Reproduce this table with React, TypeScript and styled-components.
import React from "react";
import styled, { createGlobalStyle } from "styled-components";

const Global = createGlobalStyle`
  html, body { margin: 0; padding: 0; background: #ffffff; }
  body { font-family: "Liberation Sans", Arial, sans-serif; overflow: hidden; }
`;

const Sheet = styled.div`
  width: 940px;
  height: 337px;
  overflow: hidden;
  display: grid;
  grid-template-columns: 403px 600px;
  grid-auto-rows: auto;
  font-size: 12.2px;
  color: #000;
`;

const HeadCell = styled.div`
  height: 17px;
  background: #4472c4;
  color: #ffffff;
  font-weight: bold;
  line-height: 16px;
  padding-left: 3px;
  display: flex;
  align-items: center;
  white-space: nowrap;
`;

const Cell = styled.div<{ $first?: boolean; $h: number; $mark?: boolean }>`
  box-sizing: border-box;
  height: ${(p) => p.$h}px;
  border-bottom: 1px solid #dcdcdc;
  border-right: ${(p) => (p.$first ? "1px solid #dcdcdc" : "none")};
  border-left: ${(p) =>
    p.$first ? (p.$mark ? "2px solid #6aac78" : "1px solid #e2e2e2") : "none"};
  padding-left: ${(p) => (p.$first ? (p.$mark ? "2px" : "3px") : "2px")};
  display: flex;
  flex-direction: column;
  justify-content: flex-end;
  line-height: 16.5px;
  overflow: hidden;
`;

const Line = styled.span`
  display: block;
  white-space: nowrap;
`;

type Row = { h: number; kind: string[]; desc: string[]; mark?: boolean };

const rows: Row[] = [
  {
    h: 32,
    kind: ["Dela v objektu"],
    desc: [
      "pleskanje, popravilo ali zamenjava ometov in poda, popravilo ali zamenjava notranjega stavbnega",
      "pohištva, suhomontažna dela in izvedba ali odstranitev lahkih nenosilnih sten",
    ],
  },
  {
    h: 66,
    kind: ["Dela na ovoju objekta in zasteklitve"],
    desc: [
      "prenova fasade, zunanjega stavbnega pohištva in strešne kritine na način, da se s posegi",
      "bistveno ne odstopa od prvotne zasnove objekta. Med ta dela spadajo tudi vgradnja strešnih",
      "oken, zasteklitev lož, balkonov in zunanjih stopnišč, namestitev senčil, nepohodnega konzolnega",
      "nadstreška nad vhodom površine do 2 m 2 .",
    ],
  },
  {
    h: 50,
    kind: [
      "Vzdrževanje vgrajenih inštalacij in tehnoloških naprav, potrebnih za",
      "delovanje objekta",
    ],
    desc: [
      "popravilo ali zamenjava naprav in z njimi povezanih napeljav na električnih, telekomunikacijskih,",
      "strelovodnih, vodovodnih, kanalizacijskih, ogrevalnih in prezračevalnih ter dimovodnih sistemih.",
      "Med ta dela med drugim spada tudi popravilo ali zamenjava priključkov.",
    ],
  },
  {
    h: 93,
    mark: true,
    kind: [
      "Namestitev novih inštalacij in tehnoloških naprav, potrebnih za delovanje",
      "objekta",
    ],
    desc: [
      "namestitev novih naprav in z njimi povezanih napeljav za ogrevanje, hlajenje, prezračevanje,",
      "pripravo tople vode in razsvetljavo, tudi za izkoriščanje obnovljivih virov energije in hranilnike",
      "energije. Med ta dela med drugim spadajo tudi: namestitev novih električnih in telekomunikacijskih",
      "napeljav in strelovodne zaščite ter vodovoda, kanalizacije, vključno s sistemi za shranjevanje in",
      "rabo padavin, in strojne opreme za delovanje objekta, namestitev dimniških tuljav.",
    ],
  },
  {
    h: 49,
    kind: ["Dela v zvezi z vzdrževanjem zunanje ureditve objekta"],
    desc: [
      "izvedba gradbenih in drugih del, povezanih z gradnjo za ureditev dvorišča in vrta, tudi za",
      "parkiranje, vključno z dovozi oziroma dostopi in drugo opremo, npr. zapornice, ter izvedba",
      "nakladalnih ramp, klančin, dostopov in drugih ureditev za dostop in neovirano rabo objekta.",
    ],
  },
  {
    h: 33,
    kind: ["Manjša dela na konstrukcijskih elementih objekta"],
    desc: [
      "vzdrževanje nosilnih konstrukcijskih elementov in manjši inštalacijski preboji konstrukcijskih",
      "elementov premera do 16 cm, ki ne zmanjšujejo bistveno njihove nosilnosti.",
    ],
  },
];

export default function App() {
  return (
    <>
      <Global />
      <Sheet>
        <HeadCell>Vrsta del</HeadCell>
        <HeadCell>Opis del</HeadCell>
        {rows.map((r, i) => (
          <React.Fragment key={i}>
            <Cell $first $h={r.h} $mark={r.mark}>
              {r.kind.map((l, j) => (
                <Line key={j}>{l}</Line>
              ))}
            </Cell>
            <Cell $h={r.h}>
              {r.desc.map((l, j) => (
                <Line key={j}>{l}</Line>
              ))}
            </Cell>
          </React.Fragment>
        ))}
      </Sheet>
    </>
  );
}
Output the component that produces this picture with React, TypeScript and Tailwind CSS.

Request: Copy all lines from the entries that contain the word "components".

Output for this task:
Reproduce this table with React, TypeScript and styled-components.
import styled, { createGlobalStyle } from "styled-components";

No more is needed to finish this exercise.